The main problem exists in my own heart. No one can keep me from making much of the glory Maundy Thursday, Good Friday and Easter. And, in making much of Easter, Christmas doesn’t get smaller, it gets bigger. In the kingdom of God Christmas and Easter don’t compete, they compliment.
I don’t have to make Christmas small to make Easter big.
Instead the more I love God and Christ and His death and resurrection the more Easter gets big and so does Christmas. It’s the same principle that C.S. Lewis speaks of when he says that the more we love our first and best love, namely God, the better and more we will love our second love, our spouse and children, etc. Love for the best thing increases, not diminishes, our love for second things.

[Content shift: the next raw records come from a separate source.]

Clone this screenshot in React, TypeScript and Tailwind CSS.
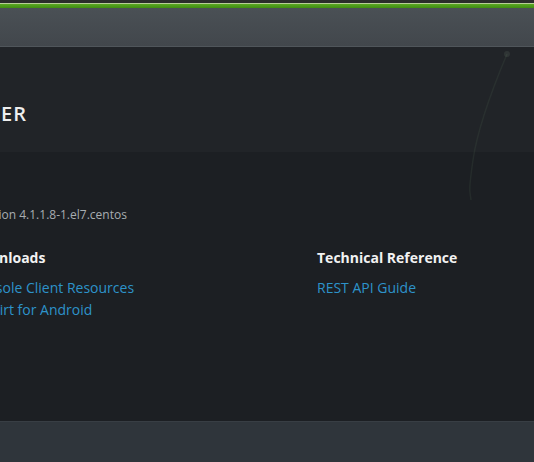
import React from 'react';

const downloads = ['Console Client Resources', 'moVirt for Android'];
const reference = ['REST API Guide'];

const App: React.FC = () => {
  return (
    <div className="relative w-[534px] h-[462px] overflow-hidden flex flex-col bg-[#1c1f23] font-['Open_Sans',sans-serif]">
      {/* top green strip */}
      <div className="h-[3px] bg-[#2a2d2b]" />
      <div className="h-px bg-[#b7cf96]" />
      <div className="h-[4px] bg-gradient-to-b from-[#5aa822] to-[#3f8c12]" />

      {/* grey header bar */}
      <div className="h-[39px] bg-gradient-to-b from-[#4a5055] to-[#42474c] border-b border-[#50565b]" />

      {/* brand banner */}
      <div className="h-[105px] bg-[#212428] flex items-center">
        <div className="w-[27px] flex justify-end pt-[29px]">
          <span className="whitespace-nowrap text-[20px] font-semibold tracking-[1px] text-[#eeeeee]">
            OPEN VIRTUALIZATION MANAGER
          </span>
        </div>
      </div>

      {/* welcome content */}
      <div className="flex-1 bg-[#1c1f23] pt-[54px]">
        <p className="ml-[-26px] text-[12px] leading-[17px] text-[#a8adb1]">Version 4.1.1.8-1.el7.centos</p>
        <div className="ml-[-30px] grid grid-cols-[347px_1fr] mt-[25px]">
          <div>
            <h3 className="ml-[-2px] text-[14px] leading-[20px] font-bold text-[#f2f2f2]">Downloads</h3>
            <ul className="mt-[9px]">
              {downloads.map((d) => (
                <li key={d} className="text-[14px] leading-[22px] text-[#2d93ca]">{d}</li>
              ))}
            </ul>
          </div>
          <div>
            <h3 className="text-[14px] leading-[20px] font-bold text-[#f2f2f2]">Technical Reference</h3>
            <ul className="mt-[9px]">
              {reference.map((d) => (
                <li key={d} className="text-[14px] leading-[22px] text-[#2d93ca]">{d}</li>
              ))}
            </ul>
          </div>
        </div>
      </div>

      {/* footer */}
      <div className="h-[41px] bg-[#2f353b] border-t border-[#383e44]" />

      {/* faint background swirl */}
      <svg className="absolute left-0 top-0 pointer-events-none" width="534" height="462" viewBox="0 0 534 462">
        <path d="M507 54 C 494 85, 478 125, 473 160 S 470 190, 471 200" stroke="#5f7a5c" strokeOpacity="0.14" strokeWidth="1.5" fill="none" />
        <circle cx="507" cy="54" r="3" fill="#8a9a88" fillOpacity="0.14" />
      </svg>
    </div>
  );
};

export default App;
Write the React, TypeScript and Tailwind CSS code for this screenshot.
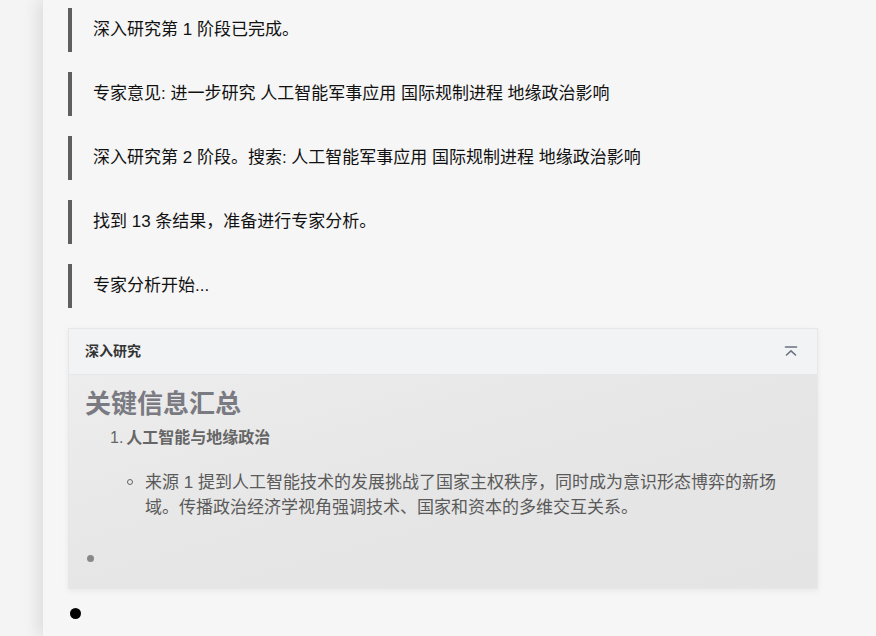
import { ReactNode } from 'react';

const logs = [
  '深入研究第 1 阶段已完成。',
  '专家意见: 进一步研究 人工智能军事应用 国际规制进程 地缘政治影响',
  '深入研究第 2 阶段。搜索: 人工智能军事应用 国际规制进程 地缘政治影响',
  '找到 13 条结果，准备进行专家分析。',
  '专家分析开始...',
];

const LogLine = ({ children }: { children: ReactNode }) => (
  <div className="border-l-4 border-[#5f5f5f] pl-[21px] py-[10px] text-[17px] leading-6 text-[#111]">
    {children}
  </div>
);

const CollapseIcon = () => (
  <svg width="16" height="16" viewBox="0 0 16 16" fill="none" stroke="#6b7280" strokeWidth="1.6" strokeLinecap="round" strokeLinejoin="round">
    <line x1="2.5" y1="3" x2="13.5" y2="3" />
    <polyline points="3.5,11 8,6.8 12.5,11" />
  </svg>
);

const App = () => {
  return (
    <div
      className="flex h-[636px] w-[876px] overflow-hidden bg-[#f4f4f4]"
      style={{ fontFamily: '"Liberation Sans", "Noto Sans CJK SC", sans-serif' }}
    >
      <div className="w-[43px] shrink-0" />
      <div className="flex-1 bg-[#f6f6f6] shadow-[-6px_0_14px_rgba(0,0,0,0.09)] pl-[25px] pr-[58px] pt-[8px]">
        <div className="flex flex-col gap-5">
          {logs.map((l, i) => (
            <LogLine key={i}>{l}</LogLine>
          ))}
        </div>

        <div className="mt-[20px] border border-[#e5e7eb] shadow-[0_2px_6px_rgba(0,0,0,0.06)]">
          <div className="flex h-[46px] items-center justify-between bg-[#f2f3f5] border-b border-[#e5e7eb] px-4">
            <span className="text-[14px] font-bold text-[#333]">深入研究</span>
            <span className="mr-[2px]"><CollapseIcon /></span>
          </div>
          <div className="bg-gradient-to-br from-[#ededed] via-[#e6e6e6] to-[#e4e4e4] px-4 pt-[13px] pb-[20px] h-[213px]">
            <h2 className="text-[26px] font-bold leading-[32px] text-[#7a7a82]">关键信息汇总</h2>
            <ol className="mt-[5px] pl-[25px]">
              <li className="text-[16px] font-bold leading-[26px] text-[#666]">
                <span className="font-normal mr-[3px]">1.</span>人工智能与地缘政治
              </li>
            </ol>
            <ul className="mt-[19px] pl-[42px] text-[17px] leading-[25px] text-[#5a5a5a]">
              <li className="relative pl-[18px]">
                <span className="absolute left-0 top-[9px] h-[6px] w-[6px] rounded-full border border-[#666]" />
                来源 1 提到人工智能技术的发展挑战了国家主权秩序，同时成为意识形态博弈的新场域。传播政治经济学视角强调技术、国家和资本的多维交互关系。
              </li>
            </ul>
            <div className="mt-[35px] ml-[2px] h-[7px] w-[7px] rounded-full bg-[#888]" />
          </div>
        </div>

        <div className="mt-[19px] ml-[2px] h-[11px] w-[11px] rounded-full bg-black" />
      </div>
    </div>
  );
};

export default App;
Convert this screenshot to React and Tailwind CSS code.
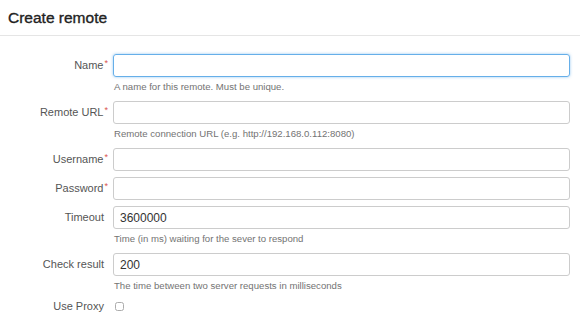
// Create remote form
const Field = ({label, required, value, help, focused}) => {
    return (
        <div className="flex items-start">
            <div className="w-[108px] h-[23px] flex items-center justify-end text-[11px] text-[#555]">
                <span>{label}</span>
                {required && <span className="text-[#d9534f] text-[9px] self-start mt-[3px] ml-[1px]">*</span>}
                {!required && <span className="w-[4px]"></span>}
            </div>
            <div className="flex-1 ml-[5px] mr-[10px] flex flex-col">
                <input
                    type="text"
                    defaultValue={value}
                    className={
                        focused
                            ? "h-[23px] w-full border border-[#66afe9] rounded-[3px] px-[6px] text-[12px] text-[#333] outline-none shadow-[0_0_3px_rgba(102,175,233,0.7)]"
                            : "h-[23px] w-full border border-[#ccc] rounded-[3px] px-[6px] text-[12px] text-[#333] outline-none"
                    }
                />
                {help && <div className="h-[18px] pt-[3px] pl-[1px] text-[9.6px] text-[#737373] leading-[14px]">{help}</div>}
            </div>
        </div>
    );
};

const App = () => {
    return (
        <div className="w-[580px] h-[329px] bg-white overflow-hidden font-['Liberation_Sans',Arial,sans-serif]">
            <div className="h-[36px] border-b border-[#e5e5e5] flex items-center px-[8px]">
                <h1 className="text-[15.5px] font-normal text-[#222] [-webkit-text-stroke:0.35px_#222]">Create remote</h1>
            </div>
            <div className="pt-[18px] flex flex-col gap-[6px]">
                <Field label="Name" required focused help="A name for this remote. Must be unique." />
                <Field label="Remote URL" required help="Remote connection URL (e.g. http://192.168.0.112:8080)" />
                <Field label="Username" required />
                <Field label="Password" required />
                <Field label="Timeout" value="3600000" help="Time (in ms) waiting for the sever to respond" />
                <Field label="Check result" value="200" help="The time between two server requests in milliseconds" />
                <div className="flex items-center h-[12px]">
                    <div className="w-[108px] flex justify-end text-[11px] text-[#555]">
                        <span>Use Proxy</span>
                        <span className="w-[4px]"></span>
                    </div>
                    <input type="checkbox" className="ml-[7px] w-[9px] h-[9px] opacity-60" />
                </div>
            </div>
        </div>
    );
};

export default App;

So it is with Easter and Christmas.
What ways have you all employed to make much of this most-important holy-day called Easter? Do you have any traditions that help to focus your and your family’s hearts on God-Man who was made a curse for us?
Let’s look at Jesus, the One who must be lifted up like the serpent, and love Him together!
Hey Abigail!
This is something I’ve thought about for a long time now, and today I realized that I’m thankful that Easter isn’t like Christmas.
Christmas is so commercialized and hyped up, and with all of that, it is SO easy to get caught up in the music, the lights, and everything else.
But Easter hasn’t been hit with the consumer craziness like Christmas (sure there’s the Easter bunny, eggs, and marshmallow Peeps, but those are less than most holidays). There’s a pure simplicity to Easter that makes it so much more lovely and when you realize the meaning behind the day, how can it not be the best day of the year?
Thanks Warren! Very true! I do wish Christmas was simpler in many regards.
One more thing to think about. The benefit to Christmas in our hyped up Christmas culture is that at least its consumer traditions still carry a flavor of the real meaning, like stars, angels, nativities on every corner, even a tree and gift giving.
So, if you are a Christian, you can take advantage of those with your kids (and yourself) and really emphasize the real meaning. In that sense, the culture helps me, as a mom, trying to teach the kids what it’s about. Although there is *plenty* to distract us as well! But at least there’s some good stuff out there.
With Easter, the culture seems to me to be purely secular in its celebration. So, I won’t find a scene of Christ’s death and resurrection at Target, like I would of the nativity at Christmas. In that way, I’m on my own in making it a big deal for my family and our celebration.
Thanks for contributing!!! A pleasure and joy to sing and worship with you on Wed.. and Thursday.. and Saturday.. and Sunday too! 🙂
Hi love honesty in the above discourse . Most of the times when a holiday is highly seculerised or becomes comercial its good to check out its roots the origins if you know what i mean .
look at the Eggs in Easter.
the bunnies.
the name Easter its origins Judges 2:11, 1Samuel. 7:3-4
Its good to find out where the dates come in too ,the 25th of December. The Christmas tree .You might want to check out Jeremiah 10 :1 onwards on that the tree . I only learn about these things last year.I never knew that these Holidays were invented even before Christ came on the seen.Only then i realize they had nothing to do with Jesus Christ.
Hope the decline hasn’t touch you and yours.
God Bless you and your Family .
I think you are right, and I think this is partly because of how we handle other events in life. We celebrate a baby’s birth much differently than we celebrate someone’s going home to be with the Lord.
Jesus’ birth, if we think of the crucifixion to come, would be tempered with sorrow over what he suffered, as Easter is.
I really try to take opportunities at Christmas to talk to people about why Jesus was born–to save us from our sins. It’s on our Christmas cards, too. I try to get the cards that best communicate this.
And in our home, although we do color eggs and put Gospel messages on them, and we do give the kids Easter baskets with some candy but we also put Gospel books and items in them, we really make the focus our conversations and decorations and celebrations on the passion and resurrection.
We participate in an Easter musical at our church so this really keeps the reason for the season in front of us all through the season.